I've been going back to Curves now for about six weeks. I expected to gain weight because unlike apparently the rest of the world, when I exercise, I gain weight. Lots of it. This time a whole whopping 4 pounds of it. Go me. Way to really make a girl feel like she's accomplishing something. The fact that my BMI dropped a miniscule amount (0.2%. Whee.) did little to make up for the fact that that stupid scale showed a number higher than when I'd started after the first month's measure day.
For the past four weeks I have also dutifully recorded my Points and followed the Weight Watchers eating plan and done my best to drink enough water and eat enough vegetables and fruits. And yes I may not always get the full 5 servings of veggies per day, but I never did back when we were on the plan before. And back then, when I was actually being diligent about the diet (because it *is* a diet, people, no matter what they try to say to pretty it up with words and call it a 'lifestyle change'), I would actually see a weight loss over time. It was slow coming off but at least it came off, and gave me enough incentive to keep on trying.
Well. After four weeks of weigh-ins I've managed to officially keep off a whole whopping 0.6 pounds. Yes folks, you read that right. Just a hair over half a pound. After four stinking weeks of being on Weight Watchers and six weeks of Curves.
And I am tired of it. I am so incredibly tired and frustrated that I don't even know what to do anymore. Every time I get off that scale I feel this close to bursting into tears. The rational part of my brain can natter all it wants about muscle weighing more than fat, and how it's more important to focus on the fact that eating healthier and exercising is really good for me in the long run, and how studies have shown that people who are overweight can be just as healthy as skinny people if they work at it. None of that matters a damn when I'm standing on the scale. None of that changes the fact that the scale reads a number that, according to those wretched weight tables, puts me in the dangerously overweight category. 50 pounds overweight, and it isn't budging at all.
If I was suddenly losing massive inches around my body maybe I wouldn't be so frustrated by this whole thing, but I don't even have that to console myself with. A few paltry quarter-inch losses here and there make no noticeable difference in how my clothes feel, or how I feel when I look in a mirror. And they certainly don't make one damn bit of difference to how I feel when I step on that blasted scale every week and face the glaringly obvious reiteration of how much of a failure I am, yet again. I am surrounded by people who can manage to lose weight – yes, even with a bit of a struggle and sometimes a few steps backwards, but overall they succeed. Yet here I am, following the rules and even exercising regularly – 30 minutes a day just like I'm supposed to – and what do I get? Nothing. A big fat nothing. Just the overwhelming sense of failure, week after week.
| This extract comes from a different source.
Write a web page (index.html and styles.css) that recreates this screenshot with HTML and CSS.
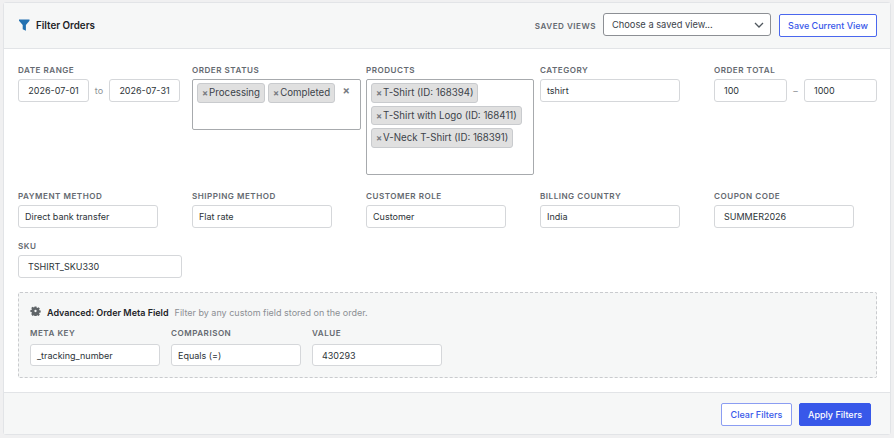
FILE: index.html
```html
<!DOCTYPE html>
<html lang="en">
<head>
  <meta charset="UTF-8">
  <title>Filter Orders</title>
  <link rel="stylesheet" href="styles.css">
</head>
<body>

  <div class="panel">

    <div class="panel-head">
      <div class="panel-title">
        <svg class="filter-icon" width="11" height="12" viewBox="0 0 11 12"><path d="M0 0.5h10.500v1.200L6.900 6v5.800L3.700 10.200V6L0 1.700z" fill="#2271b1"/></svg>
        <strong>Filter Orders</strong>
      </div>
      <div class="saved-views">
        <span class="saved-label">SAVED VIEWS</span>
        <div class="saved-select">
          <span>Choose a saved view...</span>
          <svg width="10" height="6" viewBox="0 0 10 6"><path d="M1 1l4 4 4-4" fill="none" stroke="#50575e" stroke-width="1.300"/></svg>
        </div>
        <button class="btn btn-outline btn-save">Save Current View</button>
      </div>
    </div>

    <div class="panel-body">

      <div class="filter-grid row-one">
        <div class="field">
          <label>DATE RANGE</label>
          <div class="pair">
            <div class="input w-date center">2026-07-01</div>
            <span class="sep sep-to">to</span>
            <div class="input w-date center">2026-07-31</div>
          </div>
        </div>
        <div class="field">
          <label>ORDER STATUS</label>
          <div class="multi status-box">
            <span class="tag"><i>×</i>Processing</span>
            <span class="tag"><i>×</i>Completed</span>
            <span class="clear-x">×</span>
          </div>
        </div>
        <div class="field">
          <label>PRODUCTS</label>
          <div class="multi products-box">
            <span class="tag"><i>×</i>T-Shirt (ID: 168394)</span>
            <span class="tag"><i>×</i>T-Shirt with Logo (ID: 168411)</span>
            <span class="tag"><i>×</i>V-Neck T-Shirt (ID: 168391)</span>
          </div>
        </div>
        <div class="field">
          <label>CATEGORY</label>
          <div class="input">tshirt</div>
        </div>
        <div class="field">
          <label>ORDER TOTAL</label>
          <div class="pair">
            <div class="input w-total">100</div>
            <span class="sep sep-dash">–</span>
            <div class="input w-total">1000</div>
          </div>
        </div>
      </div>

      <div class="filter-grid row-two">
        <div class="field">
          <label>PAYMENT METHOD</label>
          <div class="input">Direct bank transfer</div>
        </div>
        <div class="field">
          <label>SHIPPING METHOD</label>
          <div class="input">Flat rate</div>
        </div>
        <div class="field">
          <label>CUSTOMER ROLE</label>
          <div class="input">Customer</div>
        </div>
        <div class="field">
          <label>BILLING COUNTRY</label>
          <div class="input">India</div>
        </div>
        <div class="field">
          <label>COUPON CODE</label>
          <div class="input indent">SUMMER2026</div>
        </div>
      </div>

      <div class="field sku-field">
        <label>SKU</label>
        <div class="input w-sku indent">TSHIRT_SKU330</div>
      </div>

      <div class="advanced">
        <div class="advanced-head">
          <svg class="gear" width="11" height="10" viewBox="-2 -1 28 26"><path d="M9.500 0h5l.7 3.500 1.600.7 3-2 3.500 3.500-2 3 .7 1.600 3.500.7v5l-3.500.7-.7 1.600 2 3-3.500 3.500-3-2-1.600.7-.7 3.500h-5l-.7-3.500-1.600-.7-3 2L.900 19.800l2-3-.7-1.600L-1.300 14.500v-5l3.500-.7.7-1.600-2-3L4.400 .7l3 2 1.600-.7zM12 9a3 3 0 1 0 0 6 3 3 0 0 0 0-6z" fill="#5f6468" fill-rule="evenodd"/></svg>
          <strong>Advanced: Order Meta Field</strong>
          <span>Filter by any custom field stored on the order.</span>
        </div>
        <div class="meta-row">
          <div class="field">
            <label>META KEY</label>
            <div class="input meta-input">_tracking_number</div>
          </div>
          <div class="field">
            <label>COMPARISON</label>
            <div class="input meta-input">Equals (=)</div>
          </div>
          <div class="field">
            <label>VALUE</label>
            <div class="input meta-input indent">430293</div>
          </div>
        </div>
      </div>

    </div>

    <div class="panel-foot">
      <button class="btn btn-outline btn-clear">Clear Filters</button>
      <button class="btn btn-primary">Apply Filters</button>
    </div>

  </div>

</body>
</html>
```

FILE: styles.css
```css
* {
  box-sizing: border-box;
}

body {
  margin: 0;
  padding: 2px 3px 3px;
  height: 438px;
  overflow: hidden;
  background-color: #f0f0f1;
  font-family: Inter, "Liberation Sans", sans-serif;
  font-size: 10px;
  color: #2c3338;
}

.panel {
  height: 433px;
  display: flex;
  flex-direction: column;
  background-color: #fff;
  border: 1px solid #e2e4e7;
  border-radius: 3px;
}

.panel-head {
  height: 46px;
  flex: none;
  display: flex;
  align-items: center;
  justify-content: space-between;
  padding: 0 13px 0 15px;
  background-color: #f6f7f7;
  border-bottom: 1px solid #e2e4e7;
}

.panel-title {
  display: flex;
  align-items: center;
  gap: 6px;
  margin-top: -1px;
  font-size: 9.800px;
  color: #1d2327;
}

.panel-title strong {
  font-weight: 600;
}

.saved-views {
  display: flex;
  align-items: center;
}

.saved-label {
  margin-right: 7px;
  font-size: 8.100px;
  font-weight: 600;
  letter-spacing: 0.5px;
  color: #646970;
}

.saved-select {
  width: 168px;
  height: 23px;
  margin: -2px 8px 0 0;
  display: flex;
  align-items: center;
  justify-content: space-between;
  padding: 0 6px 0 8px;
  background-color: #fff;
  border: 1px solid #8c8f94;
  border-radius: 3px;
  font-size: 9.300px;
  color: #3c434a;
}

.btn {
  height: 23px;
  border-radius: 2px;
  font-family: inherit;
  font-size: 9px;
  font-weight: 500;
  cursor: pointer;
  padding: 0;
}

.btn-outline {
  background-color: #fff;
  border: 1px solid #4a67ee;
  color: #3858e9;
}

.btn-save {
  width: 98px;
}

.btn-clear {
  width: 71px;
  border-color: #8b9df2;
}

.btn-primary {
  width: 72px;
  background-color: #3858e9;
  border: 1px solid #3858e9;
  color: #fff;
}

.panel-body {
  flex: 1;
  padding: 16px 14px 0;
}

.filter-grid {
  display: grid;
  grid-template-columns: repeat(5, 174px);
}

.row-one {
  height: 126px;
}

.row-two {
  height: 50px;
}

label {
  display: block;
  margin-bottom: 3px;
  line-height: 11px;
  font-size: 8.100px;
  font-weight: 600;
  letter-spacing: 0.5px;
  color: #646970;
}

.input {
  width: 140px;
  height: 23px;
  display: flex;
  align-items: center;
  padding: 0 6px;
  background-color: #fff;
  border: 1px solid #d5d7da;
  border-radius: 3px;
  font-size: 9px;
  color: #2c3338;
}

.indent {
  padding-left: 9px;
}

.center {
  justify-content: center;
  padding: 0;
}

.pair {
  display: flex;
  align-items: center;
}

.w-date {
  width: 71px;
}

.w-total {
  width: 73px;
  padding-left: 9px;
}

.w-sku {
  width: 164px;
}

.sep {
  text-align: center;
  color: #8c8f94;
  font-size: 9px;
}

.sep-to {
  width: 20px;
}

.sep-dash {
  width: 17px;
}

.multi {
  position: relative;
  width: 168px;
  display: flex;
  flex-wrap: wrap;
  align-content: flex-start;
  gap: 3px;
  padding: 3px 4px;
  background-color: #fff;
  border: 1px solid #a7aaad;
  border-radius: 2px;
}

.status-box {
  width: 169px;
  height: 51px;
}

.products-box {
  height: 96px;
  flex-direction: column;
  align-items: flex-start;
  flex-wrap: nowrap;
}

.tag {
  height: 19.500px;
  display: inline-flex;
  align-items: center;
  padding: 0 4px;
  background-color: #e0e0e0;
  border: 1px solid #c9cbce;
  border-radius: 3px;
  font-size: 9.700px;
  white-space: nowrap;
  color: #3c434a;
}

.tag i {
  margin-right: 1px;
  font-style: normal;
  font-weight: 700;
  font-size: 9px;
  color: #787c82;
}

.clear-x {
  position: absolute;
  top: 3px;
  right: 10px;
  font-size: 11px;
  font-weight: 700;
  color: #787c82;
}

.sku-field {
  margin-bottom: 14px;
}

.advanced {
  width: 859px;
  height: 86px;
  padding: 14px 11px;
  background-color: #f6f7f7;
  border: 1px dashed #c9cbce;
  border-radius: 2px;
}

.advanced-head {
  display: flex;
  align-items: center;
  margin-bottom: 10px;
  font-size: 9px;
  color: #8c8f94;
}

.advanced-head strong {
  margin-right: 6px;
  font-weight: 600;
  color: #1d2327;
}

.gear {
  margin: -3px 6px 0 0;
}

.meta-row {
  display: flex;
  gap: 11px;
}

.meta-row label {
  margin-bottom: 5px;
}

.meta-input {
  width: 130px;
  height: 22px;
}

.panel-foot {
  height: 42px;
  flex: none;
  display: flex;
  justify-content: flex-end;
  gap: 7px;
  padding: 10px 19px 0 0;
  background-color: #f6f7f7;
  border-top: 1px solid #e2e4e7;
}
```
You know, I joke occasionally that if I'm destined to be a fat chick, at least I can be a fit fat chick, but that joke is only to make other people laugh – to cover up the fact that I am hurting inside with each passing week where I see no signs of success. It's not like I'm trying to be model-thin. It's not like I'm one of those perky little women who comes skipping into Weight Watchers and loses her 10% body weight, which also conveniently puts her at her lifetime weight because she only had 10 pounds to lose anyway, all in less than three months, and somehow we are all supposed to applaud her as if she had even one idea of how much the rest of us have to struggle. I *am* fat. I am 5'3" and right now I weigh 185 pounds and no amount of massaging of the data can ever make that a healthy weight for me.
Right now I don't know what to do. I do know that I cannot keep putting myself through this every week because it is sucking every bit of my self-esteem away. I know that the modern independent woman should never be so wrapped up in a number on a scale, but knowing and feeling are two different things.
I'm so tired of spinning in circles and going nowhere. I have avoided (mostly) talking about this here, so this might come as a little bit of a surprise to my readers, but for the past few months I have been struggling with issues of depression and low self-image about practically everything outside of my job and my marriage. So the last thing I need is another glaring reminder (at least to me) of how worthless I am. Lately it doesn't take much to send me spiraling down into the 'woe is me' cesspool, so this weekly reminder of failure is not helpful.
I'm not looking for pity. I'm certainly not looking for ways to accept my fat and flabby body and embrace my unhealthy weight. I am not looking for platitudes of 'oh it will get better', because in my more rational moments I do realize that eventually it has to get better, some day, some year, some millenium. I'm just venting because I am tired of feeling this way and I don't know what to do about it. I don't know how to fix this. I don't know how to make myself not care so much about what the scale says. I don't know how to go in every week and get on that scale and not come home and cry. I don't know how to look at myself in the mirror without feeling disgust. I don't know how to make myself feel better about myself again.